For decades, the Hollywood Golden Globe awards ceremony has been the boozy, lighthearted, star-studded opening event of the entertainment industry's annual awards season. Historically, it was just that kind of an evening; however, that's all in the past now.
This year's Golden Globes awards turned serious as a succession of beautiful women in black denounced a culture of sexual harassment by powerful men, and of pay inequality compared to their male counterparts. What had been for years been a fun, if occasionally slightly eccentric event had now been appropriated by female activists for a historic push-back against the treatment of women in show business.
The first hint that things would be different was the surprisingly wide response to the call that the women should wear black to demonstrate their support for the Time's Up movement which is dedicated to confronting abuse of power and promoting social and gender equality in the workplace. But far from making the event too somber, the result was "one of the most elegant, genuinely chic red carpets I've ever seen in Hollywood," according to New York Times fashion editor Vanessa Friedman.

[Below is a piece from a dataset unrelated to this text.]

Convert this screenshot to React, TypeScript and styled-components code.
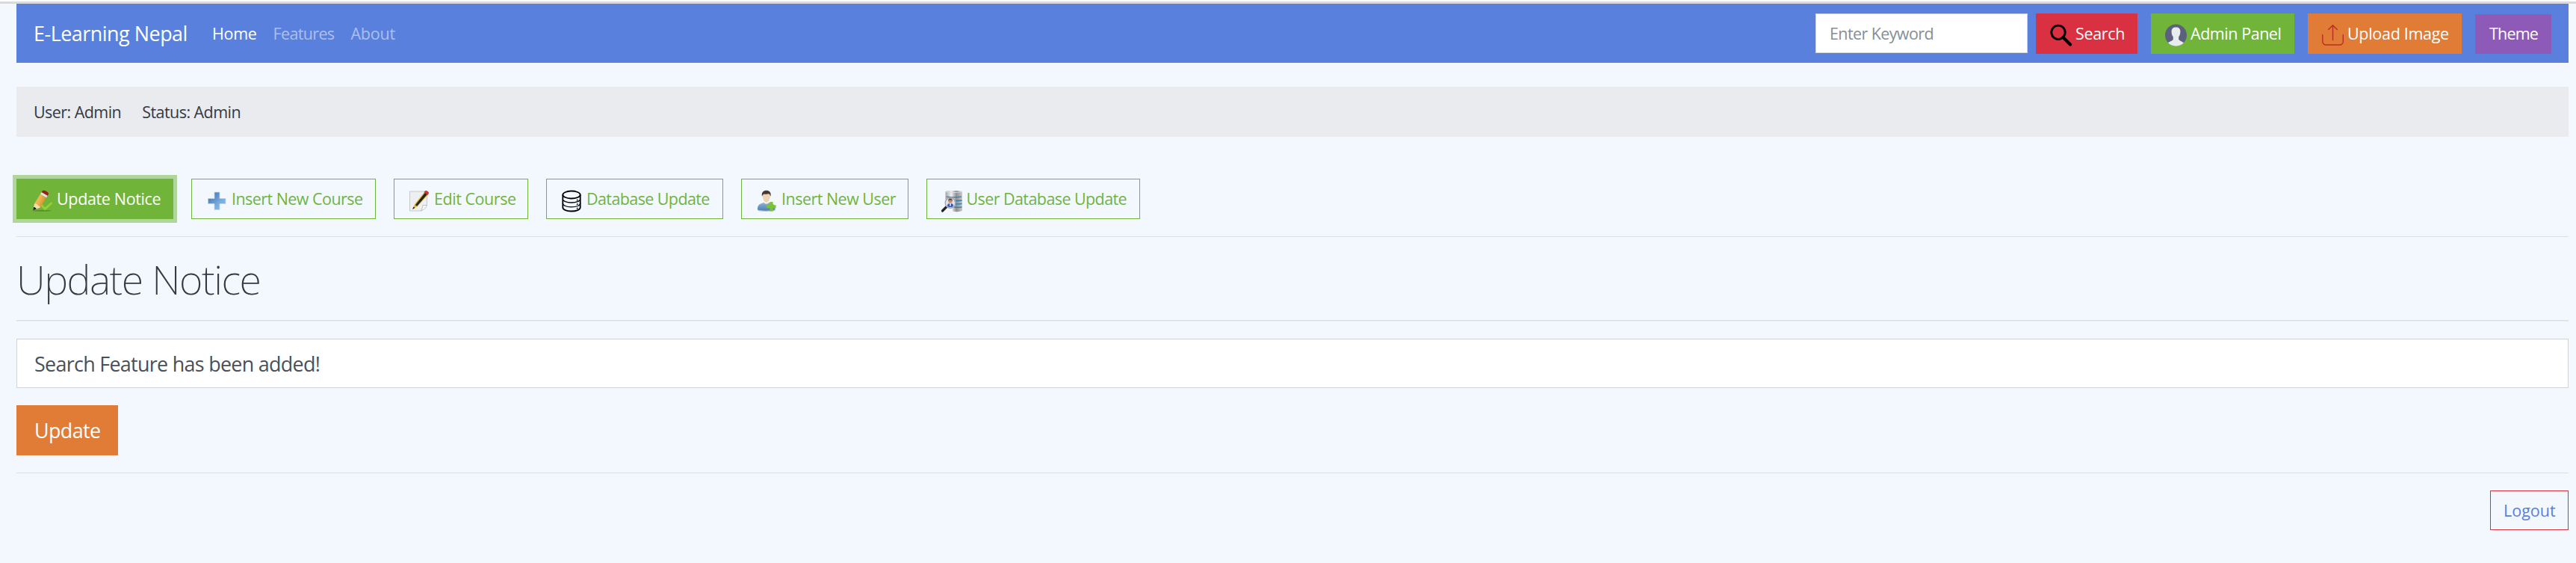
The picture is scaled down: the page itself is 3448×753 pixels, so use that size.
import React from 'react';
import styled, { createGlobalStyle } from 'styled-components';

const GlobalStyle = createGlobalStyle`
  *, *::before, *::after { box-sizing: border-box; }
  body {
    margin: 0;
    background: #f3f8ff;
    color: #343a40;
    font-family: "Open Sans", "Noto Sans", sans-serif;
    font-size: 21.5px;
    line-height: 30px;
  }
`;

const Page = styled.div`
  min-height: 753px;
  border-top: 2px solid #fff;
`;

const TopRule = styled.div`
  height: 3px;
  background: #d9dadd;
`;

const Container = styled.div`
  padding: 0 10px 0 22px;
`;

const Navbar = styled.nav`
  display: flex;
  align-items: center;
  height: 79px;
  padding: 0 23px 0 23px;
  background: #5980dd;
`;

const Brand = styled.a`
  width: 216px;
  margin-right: 23px;
  color: #fff;
  font-size: 26.9px;
  line-height: 34px;
  letter-spacing: -0.48px;
  white-space: nowrap;
`;

const NavLinks = styled.div`
  display: flex;
  flex: 1;
  gap: 22px;
`;

const NavLink = styled.a<{ $active?: boolean; $spacing: number }>`
  color: ${(p) => (p.$active ? '#fff' : 'rgba(255, 255, 255, 0.5)')};
  letter-spacing: ${(p) => p.$spacing}px;
  white-space: nowrap;
`;

const SearchInput = styled.input`
  width: 284px;
  height: 53px;
  margin: 0 11px 0 0;
  padding: 0 18px;
  border: 1px solid #ced4da;
  border-radius: 0;
  background: #fff;
  font: inherit;
  letter-spacing: -0.6px;
  &::placeholder { color: #868e96; opacity: 1; }
`;

const Actions = styled.div`
  display: flex;
  align-items: flex-end;
  gap: 18px;
`;

const Button = styled.button<{ $bg: string; $width: number; $spacing: number }>`
  display: flex;
  align-items: center;
  flex: none;
  gap: 4px;
  width: ${(p) => p.$width}px;
  height: 54px;
  margin: 0;
  padding: 0 0 0 19px;
  border: 0;
  background: ${(p) => p.$bg};
  color: #fff;
  font: inherit;
  letter-spacing: ${(p) => p.$spacing}px;
  white-space: nowrap;
  svg { flex: none; margin-top: 5px; }
`;

const ThemeButton = styled(Button)`
  height: 53px;
`;

const ToolButton = styled(Button)<{ $focused?: boolean }>`
  padding-left: 19px;
  border: 1px solid #70b43a;
  color: ${(p) => (p.$focused ? '#fff' : '#70b43a')};
  box-shadow: ${(p) => (p.$focused ? '0 0 0 5px rgba(112, 180, 58, 0.5)' : 'none')};
`;

const StatusBar = styled.div`
  display: flex;
  align-items: center;
  gap: 28px;
  height: 67px;
  margin-top: 32px;
  padding-left: 23px;
  background: #eaebee;
  letter-spacing: -0.55px;
`;

const Toolbar = styled.div`
  display: flex;
  gap: 24px;
  margin-top: 56px;
`;

const Divider = styled.hr<{ $top: number; $double?: boolean }>`
  height: ${(p) => (p.$double ? 2 : 1)}px;
  margin: ${(p) => p.$top}px 0 0;
  border: 0;
  border-bottom: ${(p) => (p.$double ? '1px solid #e6ebf1' : '0')};
  background: #dadfe5;
`;

const Title = styled.h1`
  margin: 22px 0 0;
  font-family: "Noto Sans", sans-serif;
  font-size: 54px;
  font-weight: 200;
  line-height: 68px;
  letter-spacing: -1.5px;
`;

const NoticeInput = styled.input`
  display: block;
  width: 100%;
  height: 66px;
  margin: 23px 0 23px;
  padding: 0 23px;
  border: 1px solid #ced4da;
  border-radius: 0;
  background: #fff;
  color: #495057;
  font: inherit;
  font-size: 26.9px;
  letter-spacing: -0.7px;
`;

const UpdateButton = styled.button`
  display: block;
  width: 136px;
  height: 67px;
  padding: 1px 0 0 24px;
  border: 0;
  background: #e07c36;
  color: #fff;
  font: inherit;
  font-size: 26.9px;
  letter-spacing: -0.6px;
  text-align: left;
`;

const Footer = styled.footer`
  display: flex;
  justify-content: flex-end;
  margin-top: 23px;
`;

const LogoutButton = styled.a`
  display: flex;
  align-items: center;
  width: 105px;
  height: 53px;
  padding-left: 17px;
  border: 1px solid #d93040;
  color: #5980dd;
`;

const iconProps = { width: 30, height: 30, viewBox: '0 0 30 30', fill: 'none' };

const SearchIcon = () => (
  <svg {...iconProps}>
    <circle cx="11" cy="11.3" r="9.2" stroke="#000" strokeWidth="2.9" />
    <path d="M17.5 18 27 27.4" stroke="#000" strokeWidth="4.2" strokeLinecap="round" />
  </svg>
);

const AvatarIcon = () => (
  <svg {...iconProps}>
    <circle cx="14.5" cy="15" r="14.5" fill="#5c5f7d" />
    <path
      d="M14.5 4.5c4 0 5.9 2 5.9 5.6 0 3-.6 5.6-2.2 7.1v3.6c1 2 4.6 2.4 6.7 4.5A14.5 14.5 0 0 1 4.100 25.300c2.1-2.1 5.7-2.5 6.7-4.5v-3.6c-1.600-1.500-2.200-4.100-2.200-7.100 0-3.600 1.900-5.600 5.900-5.600Z"
      fill="#e8eced"
    />
  </svg>
);

const UploadIcon = () => (
  <svg {...iconProps} stroke="#bd2b26" strokeWidth="1.4" strokeLinecap="round" strokeLinejoin="round">
    <path d="M.8 14.5v9a4.500 4.500 0 0 0 4.500 4.500h18.500a4.500 4.500 0 0 0 4.500-4.500v-9M14.500 21.500V1.800M8.700 7.500l5.800-5.700 5.800 5.700" />
  </svg>
);

const PencilCheckIcon = () => (
  <svg {...iconProps}>
    <defs>
      <linearGradient id="pencilBody" x1="0" y1="0" x2="1" y2=".5">
        <stop offset="0" stopColor="#f5cf6b" />
        <stop offset=".55" stopColor="#e8b24d" />
        <stop offset="1" stopColor="#c98a2e" />
      </linearGradient>
    </defs>
    <ellipse cx="14" cy="27.800" rx="12.500" ry="1" fill="#4c7d2a" opacity=".65" />
    <path d="m13.500 20.500 4.800 5 9.200-8.500" stroke="#93d12f" strokeWidth="3" />
    <path d="M4 18.500 12 5.500l8 4.800L12 23.500Z" fill="url(#pencilBody)" />
    <path d="M4 18.500 2.500 27 12 23.500c-1-2-2-2.500-3.500-3-1-1.500-2.500-2-4.500-2Z" fill="#f3dfb4" />
    <path d="m3.200 23-.9 4.300 4.300-1.700c-.6-1.500-1.700-2.400-3.400-2.600Z" fill="#181818" />
    <path d="m12 5.500 1.700-2.600 8 4.800-1.700 2.600Z" fill="#e4e4e6" />
    <path d="m13.700 2.900 1.500-2.100c2.800-.7 6.700 1.300 8 4.200l-1.500 2.700Z" fill="#98201d" />
  </svg>
);

const PlusIcon = () => (
  <svg {...iconProps}>
    <defs>
      <linearGradient id="plusFill" x1="0" y1="0" x2="1" y2="1">
        <stop offset=".2" stopColor="#4f7fb8" />
        <stop offset=".6" stopColor="#76abde" />
        <stop offset="1" stopColor="#8fc0ec" />
      </linearGradient>
    </defs>
    <path d="M11 3h7v8.500h8v7h-8V26.500h-7v-8H2.500v-7H11Z" fill="url(#plusFill)" stroke="#c3d6ec" strokeWidth=".8" />
  </svg>
);

const NoteIcon = () => (
  <svg {...iconProps}>
    <path d="M1.500 2h23v17.500L17 28H1.500Z" fill="#eeeff0" stroke="#c6c9cc" />
    <path d="M24.500 20c-2 1-4 1-5.500.3 0 2.500-.8 5-2.500 7.500 4-1 7-4 8-7.800Z" fill="#fff" stroke="#b9bcc0" />
    <path d="M5.500 25.500 8 19 21.500 2.200l4.800 3.800L12 22Z" fill="#e5ba38" />
    <path d="M8.800 20.200 22.300 3.200l3 2.400L11.200 21.800Z" fill="#262626" />
    <path d="m20.500 3.300 1.700-2.200c1.800-.8 4.500 1 5 3l-1.700 2.900Z" fill="#c23a35" />
    <path d="m5 26 1.500-3.500 2 1.500Z" fill="#222" />
  </svg>
);

const DatabaseIcon = () => (
  <svg {...iconProps} stroke="#000" strokeWidth="1.8">
    <ellipse cx="14" cy="6.500" rx="11.700" ry="5" />
    <path d="M2.300 6.500v17c0 2.800 5.200 5 11.700 5s11.700-2.200 11.700-5v-17" />
    <path d="M2.300 12.500c0 2.500 5.200 4.500 11.700 4.500s11.700-2 11.700-4.500M2.300 18.300c0 2.500 5.200 4.500 11.700 4.500s11.700-2 11.700-4.500" strokeWidth="1.3" />
    <path d="M21.700 12.800v1.800M21.700 18.200V20M21.700 23.700v1.800" strokeWidth="1.6" />
  </svg>
);

const AddUserIcon = () => (
  <svg {...iconProps}>
    <defs>
      <linearGradient id="userBody" x1="0" y1="0" x2="0" y2="1">
        <stop offset="0" stopColor="#8db6d9" />
        <stop offset="1" stopColor="#4e80b0" />
      </linearGradient>
    </defs>
    <ellipse cx="14" cy="27.500" rx="12" ry="1.500" fill="#b9c6d2" />
    <path d="M2 26.500c-.5-5 2-7.500 5.500-8.500l4-1.500h5l4 1.500c3.500 1 5.500 3.500 5 8.500-6 1.600-18 1.600-23.500 0Z" fill="url(#userBody)" />
    <path d="M10 16.500c2 3 5.500 3 7.500 0l-1.500-2h-4.500Z" fill="#f6efe4" />
    <path d="M8.800 7c0 6 2 9.500 5 9.500s5-3.500 5-9.500c0-3-10-3-10 0Z" fill="#ecd3b1" />
    <path d="M8 9C7 3.500 9.500.8 13.800.8S20.500 3.500 19.500 9c-.7-2.500-1.500-3.500-3-3.700-2 .6-4 .5-5.500.2C9.200 6 8.500 7 8 9Z" fill="#4a3733" />
    <path d="M18.500 16h4v4.300h4v4h-4v4.300h-4v-4.300h-4.300v-4h4.300Z" fill="#7cc529" />
  </svg>
);

const UserDatabaseIcon = () => (
  <svg {...iconProps}>
    <defs>
      <linearGradient id="serverFill" x1="0" y1="0" x2="1" y2="0">
        <stop offset="0" stopColor="#a2a4a8" />
        <stop offset=".35" stopColor="#f0f0f1" />
        <stop offset=".65" stopColor="#8b8e93" />
        <stop offset="1" stopColor="#c9cbce" />
      </linearGradient>
    </defs>
    <path d="M5.500 2c5-1.500 17-1.500 22.500 0v26c-5 1.600-9 1.600-13 .5V20H5.500Z" fill="url(#serverFill)" />
    <path d="M5.500 2.300c5 1.600 17 1.600 22.500 0" stroke="#d8dadd" />
    <path d="M6.500 9.200c6 .8 15 .8 20.500 0M16 14.200c4 .5 8 .3 11.500-.2M17 18.500c4 .5 7.500.3 10.500-.2M17 23c4 .5 7.500.3 10.500-.2" stroke="#347fae" strokeWidth="1.3" />
    <path d="m1.500 28 5.500-5.500" stroke="#242424" strokeWidth="3.2" strokeLinecap="round" />
    <circle cx="12" cy="17.500" r="6.800" fill="#dde3ec" stroke="#a4a9b1" strokeWidth="1.4" />
    <path d="M8 21.500c0-3 2-3.500 4-3.500s4 .5 4 3.500c-2 2-6 2-8 0Z" fill="#3356bd" />
    <circle cx="12" cy="14.800" r="2.800" fill="#c68d73" />
    <path d="M9.200 14.500c0-4 5.600-4 5.600 0-1.600-1.200-4-1.200-5.600 0Z" fill="#653b2c" />
    <path d="M12 18v3.500" stroke="#fff" strokeWidth="1.4" />
  </svg>
);

const tools = [
  { label: 'Update Notice', Icon: PencilCheckIcon, width: 210, spacing: -0.35, focused: true },
  { label: 'Insert New Course', Icon: PlusIcon, width: 247, spacing: -0.55 },
  { label: 'Edit Course', Icon: NoteIcon, width: 180, spacing: -0.45 },
  { label: 'Database Update', Icon: DatabaseIcon, width: 237, spacing: -0.6 },
  { label: 'Insert New User', Icon: AddUserIcon, width: 223.5, spacing: -0.52 },
  { label: 'User Database Update', Icon: UserDatabaseIcon, width: 286, spacing: -0.58 },
];

export default function App() {
  return (
    <Page>
      <GlobalStyle />
      <TopRule />
      <Container>
        <Navbar>
          <Brand>E-Learning Nepal</Brand>
          <NavLinks>
            <NavLink $active $spacing={-0.3}>Home</NavLink>
            <NavLink $spacing={-0.65}>Features</NavLink>
            <NavLink $spacing={-0.2}>About</NavLink>
          </NavLinks>
          <SearchInput placeholder="Enter Keyword" />
          <Actions>
            <Button $bg="#da3142" $width={136} $spacing={-0.35}><SearchIcon />Search</Button>
            <Button $bg="#70b43a" $width={192} $spacing={-0.45}><AvatarIcon />Admin Panel</Button>
            <Button $bg="#e07c36" $width={206} $spacing={-0.3}><UploadIcon />Upload Image</Button>
            <ThemeButton $bg="#8d5ab7" $width={102} $spacing={-0.8}>Theme</ThemeButton>
          </Actions>
        </Navbar>
        <StatusBar>
          <span>User: Admin</span>
          <span>Status: Admin</span>
        </StatusBar>
        <Toolbar>
          {tools.map(({ label, Icon, width, spacing, focused }) => (
            <ToolButton
              key={label}
              $bg={focused ? '#70b43a' : 'transparent'}
              $width={width}
              $spacing={spacing}
              $focused={focused}
            >
              <Icon />
              {label}
            </ToolButton>
          ))}
        </Toolbar>
        <Divider $top={23} />
        <Title>Update Notice</Title>
        <Divider $top={21} $double />
        <NoticeInput defaultValue="Search Feature has been added!" />
        <UpdateButton>Update</UpdateButton>
        <Divider $top={23} />
        <Footer>
          <LogoutButton>Logout</LogoutButton>
        </Footer>
      </Container>
    </Page>
  );
}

All the leading couture houses managed to cope with the focused demand and there was no shortage of Armanis, Guccis, Oscar de la Rentas, Diors, Miuccia Pradas, and Versaces on the red carpet. And if nothing else, the evening demonstrated that Nicole Kidman, Laura Dern, Dakota Johnson, Margot Robbie, Angelina Jolie, and other top female stars could be equally successful in projecting their respective personalities in black as in any other color.
The evening set the tone for other awards nights in the month of January and beyond, starting with the Critics' Choice and followed by the Producers' Guild awards, and the Screen Actors' Guild, reaching a climax on Oscar night in March.
The 2018 awards season became, in effect, the scene of a revolution with its origins in an unfolding narrative of flagrant abuse of numerous women by insensitive and entitled male executives and TV personalities who seemed to know no boundaries.
There were, however, some other more rectifiable complaints. For example, the talented Frances McDormand, best actress for her performance in the Golden Globes winning film Three Billboards Outside Ebbing, Missouri, reminded the audience that women were not there for the food, but "for the work." And, introducing the best directors category, Natalie Portman slyly announced "the all male nominees" to some gasps and laughter.
This was a reference to the fact that no female directors were nominated for the Golden Globes awards. Not that the nominated films – Dunkirk, The Shape of Water, etc. – didn't deserve the distinction. But according to a recent survey, in 2017 women comprised 11 percent of the directors working on the top grossing 250 movies.
At the Critics' Choice awards some days later, at which The Shape of Water won big (best picture, director, production design, score) color bloomed again on the red carpet, but the same issues dominated the evening. Presenter Olivia Munn called for a tongue-in-cheek toast to "the good guys," men who had behaved themselves in 2017.
The winds of change for certain continue to blow throughout the awards season. But whether or not this represents what McDormand called a "tectonic shift in our industry power structure," only time will tell.